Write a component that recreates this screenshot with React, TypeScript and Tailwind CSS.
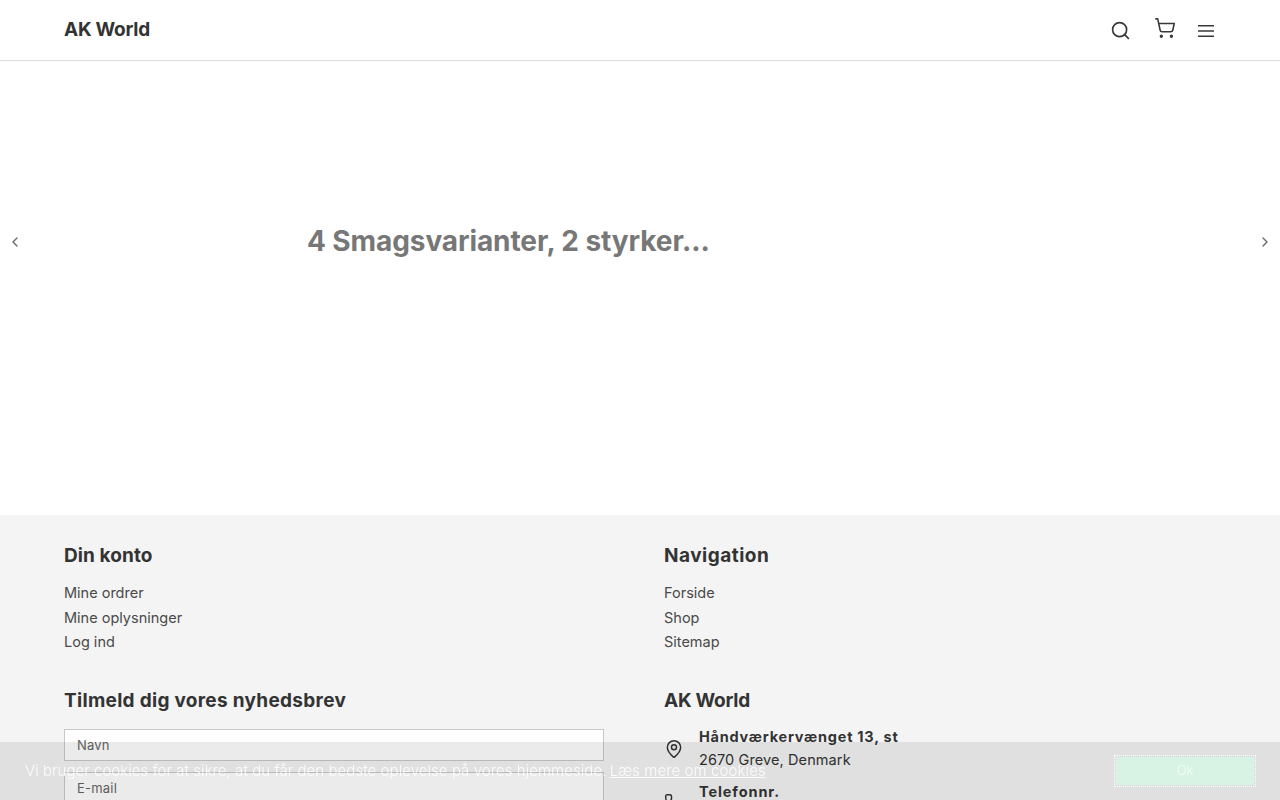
import React from 'react';
import { Search, ShoppingCart, ChevronLeft, ChevronRight, MapPin, Phone } from 'lucide-react';

const FooterLinks: React.FC<{ title: string; titleClass: string; links: string[] }> = ({ title, titleClass, links }) => (
  <div>
    <h4 className={`text-[19px] leading-[28px] font-bold text-[#333] ${titleClass}`}>{title}</h4>
    <ul className="mt-[11px] text-[14.5px] text-[#4a4a4a]">
      {links.map(l => (
        <li key={l} className="h-[24.5px] leading-[24px]">{l}</li>
      ))}
    </ul>
  </div>
);

const App: React.FC = () => {
  return (
    <div className="h-[800px] overflow-hidden bg-white font-['Inter','Liberation_Sans',sans-serif]">
      {/* Header */}
      <header className="h-[61px] border-b border-[#dcdcdc] px-16 flex items-center justify-between">
        <span className="text-[19px] font-bold text-[#333] tracking-[-0.25px]">AK World</span>
        <div className="flex items-center text-[#383838]">
          <Search className="w-[21px] h-[21px] mr-[24px]" strokeWidth={1.9} />
          <ShoppingCart className="w-[22px] h-[22px] mr-[22px] -mt-[4px] -ml-[1px]" strokeWidth={1.7} />
          <svg className="w-[16px] h-[12px] mr-[2px] mt-[1px]" viewBox="0 0 16 12" fill="none" stroke="currentColor" strokeWidth="1.5">
            <path d="M0 .75h16M0 6h16M0 11.25h16" />
          </svg>
        </div>
      </header>

      {/* Slider */}
      <section className="h-[454px] relative">
        <ChevronLeft className="absolute left-[7px] top-[173px] w-[16px] h-[16px] text-[#666]" strokeWidth={2} />
        <ChevronRight className="absolute right-[7px] top-[173px] w-[16px] h-[16px] text-[#666]" strokeWidth={2} />
        <div className="pl-[307px] pt-[160px]">
          <h2 className="text-[28px] leading-[40px] font-bold text-[#777] tracking-[-0.1px]">4 Smagsvarianter, 2 styrker...</h2>
        </div>
      </section>

      {/* Footer */}
      <footer className="bg-[#f4f4f4] px-16 pt-[27px]">
        <div className="grid grid-cols-[600px_1fr]">
          <FooterLinks title="Din konto" titleClass="tracking-[0.1px]" links={['Mine ordrer', 'Mine oplysninger', 'Log ind']} />
          <FooterLinks title="Navigation" titleClass="tracking-[0.5px]" links={['Forside', 'Shop', 'Sitemap']} />

          <div className="mt-[32px]">
            <h4 className="text-[19px] leading-[28px] font-bold text-[#333] tracking-[0.3px]">Tilmeld dig vores nyhedsbrev</h4>
            <input placeholder="Navn" className="mt-[14px] block w-[540px] h-[32px] px-3 bg-white border border-[#c8c8c8] text-[13px] tracking-[0.2px] placeholder:text-[#666]" />
            <input placeholder="E-mail" className="mt-[11px] block w-[540px] h-[32px] px-3 bg-white border border-[#c8c8c8] text-[13px] tracking-[0.2px] placeholder:text-[#666]" />
          </div>
          <div className="mt-[32px]">
            <h4 className="text-[19px] leading-[28px] font-bold text-[#333] tracking-[-0.25px]">AK World</h4>
            <div className="mt-[10px] flex items-center gap-[15px] text-[14.5px] text-[#333]">
              <MapPin className="w-[20px] h-[20px] mt-[2px]" strokeWidth={1.75} />
              <div className="leading-[23px]">
                <div className="font-bold tracking-[0.75px]">Håndværkervænget 13, st</div>
                <div className="tracking-[0.1px]">2670 Greve, Denmark</div>
              </div>
            </div>
            <div className="mt-[9px] flex items-center gap-[15px] text-[14.5px] text-[#333]">
              <Phone className="w-[20px] h-[20px]" strokeWidth={1.75} />
              <div className="leading-[23px]">
                <div className="font-bold tracking-[0.9px]">Telefonnr.</div>
                <div>+45 00 00 00 00</div>
              </div>
            </div>
          </div>
        </div>
      </footer>

      {/* Cookie bar */}
      <div className="fixed left-0 right-0 bottom-0 h-[58px] bg-black/[0.08] flex items-center justify-between pl-[25px] pr-[26px] text-[15px] font-light text-white/85">
        <p>
          <span className="tracking-[0.055px]">Vi bruger cookies for at sikre, at du får den bedste oplevelse på vores hjemmeside.</span>{' '}
          <a className="underline -ml-[1px] tracking-[0.1px]">Læs mere om cookies</a>
        </p>
        <button className="w-[138px] h-[28px] bg-[#d8f3e3] outline-1 outline-dotted outline-white outline-offset-1 text-[13px] text-white/70">Ok</button>
      </div>
    </div>
  );
};

export default App;
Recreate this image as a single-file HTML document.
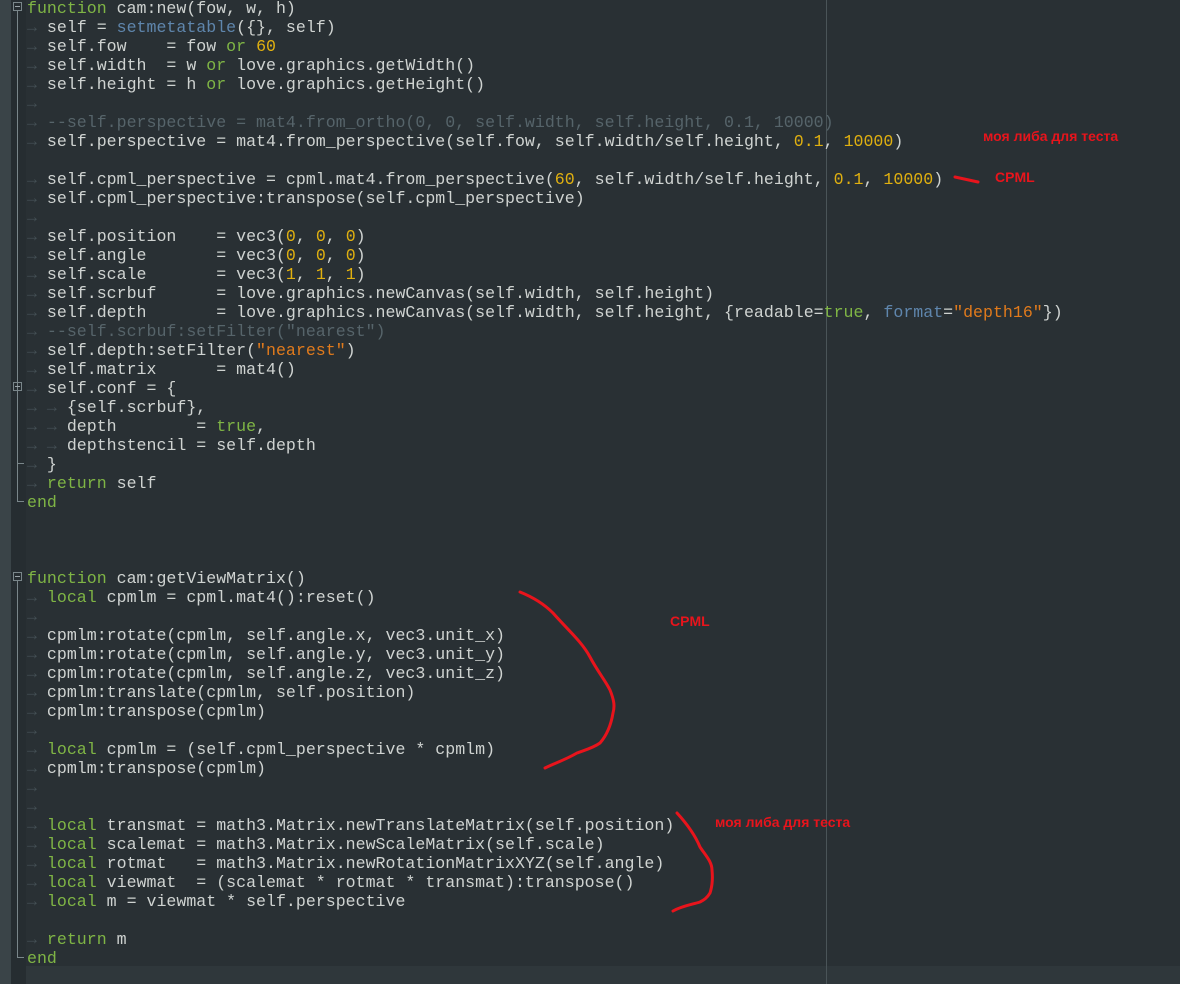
<!DOCTYPE html>
<html><head><meta charset="utf-8"><style>
html,body{margin:0;padding:0;width:1180px;height:984px;overflow:hidden;background:#293034;}
.g1{position:absolute;left:0;top:0;width:11px;height:984px;background:#3a4448;}
.g2{position:absolute;left:11px;top:0;width:15px;height:984px;background:#262d31;}
.bot{position:absolute;left:26px;top:966px;width:1154px;height:18px;background:#2f373b;}
.margin{position:absolute;left:826px;top:0;width:1px;height:984px;background:#4a5458;}
.code{position:absolute;left:27px;top:-1px;font-family:"Liberation Mono",monospace;font-size:16.6px;line-height:19px;color:#cfd3d1;white-space:pre;}
.k{color:#7fb545}.n{color:#e0b010}.c{color:#56646a}.f{color:#5f86ad}.s{color:#e07a1c}.t{color:#434e53}
.box{position:absolute;left:13px;width:9px;height:9px;border:1px solid #7a868a;box-sizing:border-box;}
.box:after{content:"";position:absolute;left:1px;right:1px;top:3px;height:1px;background:#9aa4a8;}
.vl{position:absolute;left:17px;width:1px;background:#7a868a;}
.hl{position:absolute;left:17px;width:7px;height:1px;background:#7a868a;}
.r{position:absolute;font-family:"Liberation Sans",sans-serif;font-weight:bold;color:#e8141c;font-size:14px;}
</style></head><body>
<div class="g1"></div><div class="g2"></div><div class="bot"></div><div class="margin"></div>
<div class="box" style="top:2px"></div><div class="vl" style="top:11px;height:491px"></div><div class="hl" style="top:501px"></div>
<div class="box" style="top:382px"></div><div class="hl" style="top:463px"></div>
<div class="box" style="top:572px"></div><div class="vl" style="top:581px;height:377px"></div><div class="hl" style="top:957px"></div>
<div class="code"><span class="k">function</span> cam:new(fow, w, h)
<span class="t">→ </span>self = <span class="f">setmetatable</span>({}, self)
<span class="t">→ </span>self.fow    = fow <span class="k">or</span> <span class="n">60</span>
<span class="t">→ </span>self.width  = w <span class="k">or</span> love.graphics.getWidth()
<span class="t">→ </span>self.height = h <span class="k">or</span> love.graphics.getHeight()
<span class="t">→ </span>
<span class="t">→ </span><span class="c">--self.perspective = mat4.from_ortho(0, 0, self.width, self.height, 0.1, 10000)</span>
<span class="t">→ </span>self.perspective = mat4.from_perspective(self.fow, self.width/self.height, <span class="n">0.1</span>, <span class="n">10000</span>)

<span class="t">→ </span>self.cpml_perspective = cpml.mat4.from_perspective(<span class="n">60</span>, self.width/self.height, <span class="n">0.1</span>, <span class="n">10000</span>)
<span class="t">→ </span>self.cpml_perspective:transpose(self.cpml_perspective)
<span class="t">→ </span>
<span class="t">→ </span>self.position    = vec3(<span class="n">0</span>, <span class="n">0</span>, <span class="n">0</span>)
<span class="t">→ </span>self.angle       = vec3(<span class="n">0</span>, <span class="n">0</span>, <span class="n">0</span>)
<span class="t">→ </span>self.scale       = vec3(<span class="n">1</span>, <span class="n">1</span>, <span class="n">1</span>)
<span class="t">→ </span>self.scrbuf      = love.graphics.newCanvas(self.width, self.height)
<span class="t">→ </span>self.depth       = love.graphics.newCanvas(self.width, self.height, {readable=<span class="k">true</span>, <span class="f">format</span>=<span class="s">"depth16"</span>})
<span class="t">→ </span><span class="c">--self.scrbuf:setFilter("nearest")</span>
<span class="t">→ </span>self.depth:setFilter(<span class="s">"nearest"</span>)
<span class="t">→ </span>self.matrix      = mat4()
<span class="t">→ </span>self.conf = {
<span class="t">→ → </span>{self.scrbuf},
<span class="t">→ → </span>depth        = <span class="k">true</span>,
<span class="t">→ → </span>depthstencil = self.depth
<span class="t">→ </span>}
<span class="t">→ </span><span class="k">return</span> self
<span class="k">end</span>



<span class="k">function</span> cam:getViewMatrix()
<span class="t">→ </span><span class="k">local</span> cpmlm = cpml.mat4():reset()
<span class="t">→ </span>
<span class="t">→ </span>cpmlm:rotate(cpmlm, self.angle.x, vec3.unit_x)
<span class="t">→ </span>cpmlm:rotate(cpmlm, self.angle.y, vec3.unit_y)
<span class="t">→ </span>cpmlm:rotate(cpmlm, self.angle.z, vec3.unit_z)
<span class="t">→ </span>cpmlm:translate(cpmlm, self.position)
<span class="t">→ </span>cpmlm:transpose(cpmlm)
<span class="t">→ </span>
<span class="t">→ </span><span class="k">local</span> cpmlm = (self.cpml_perspective * cpmlm)
<span class="t">→ </span>cpmlm:transpose(cpmlm)
<span class="t">→ </span>
<span class="t">→ </span>
<span class="t">→ </span><span class="k">local</span> transmat = math3.Matrix.newTranslateMatrix(self.position)
<span class="t">→ </span><span class="k">local</span> scalemat = math3.Matrix.newScaleMatrix(self.scale)
<span class="t">→ </span><span class="k">local</span> rotmat   = math3.Matrix.newRotationMatrixXYZ(self.angle)
<span class="t">→ </span><span class="k">local</span> viewmat  = (scalemat * rotmat * transmat):transpose()
<span class="t">→ </span><span class="k">local</span> m = viewmat * self.perspective

<span class="t">→ </span><span class="k">return</span> m
<span class="k">end</span></div>
<div class="r" style="left:983px;top:128px">моя либа для теста</div>
<div class="r" style="left:995px;top:169px">CPML</div>
<div class="r" style="left:670px;top:613px">CPML</div>
<div class="r" style="left:715px;top:814px">моя либа для теста</div>
<svg style="position:absolute;left:0;top:0" width="1180" height="984">
<g fill="none" stroke="#e8141c" stroke-width="3" stroke-linecap="round" stroke-linejoin="round">
<path d="M955 177 L978 182"/>
<path d="M520 592 C535 598 545 605 553 613 C568 630 582 642 590 657 C598 672 605 680 610 690 C614 700 615 706 613 713 C611 725 607 735 600 743 C593 748 585 750 577 753 C565 760 555 763 545 768"/>
<path d="M677 813 C688 825 695 835 700 847 C706 856 712 862 712 870 C713 880 712 887 710 893 C707 898 704 900 700 902 C690 905 682 906 673 911"/>
</g></svg>
</body></html>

☆ ☆ ☆

Work required:
Repeat, word for word and with no pictures, only the lines running from the beginning of the data to the line that contains "ChevronRight, MapPin, Phone".

Response to the exercise:
Write a component that recreates this screenshot with React, TypeScript and Tailwind CSS.
import React from 'react';
import { Search, ShoppingCart, ChevronLeft, ChevronRight, MapPin, Phone } from 'lucide-react';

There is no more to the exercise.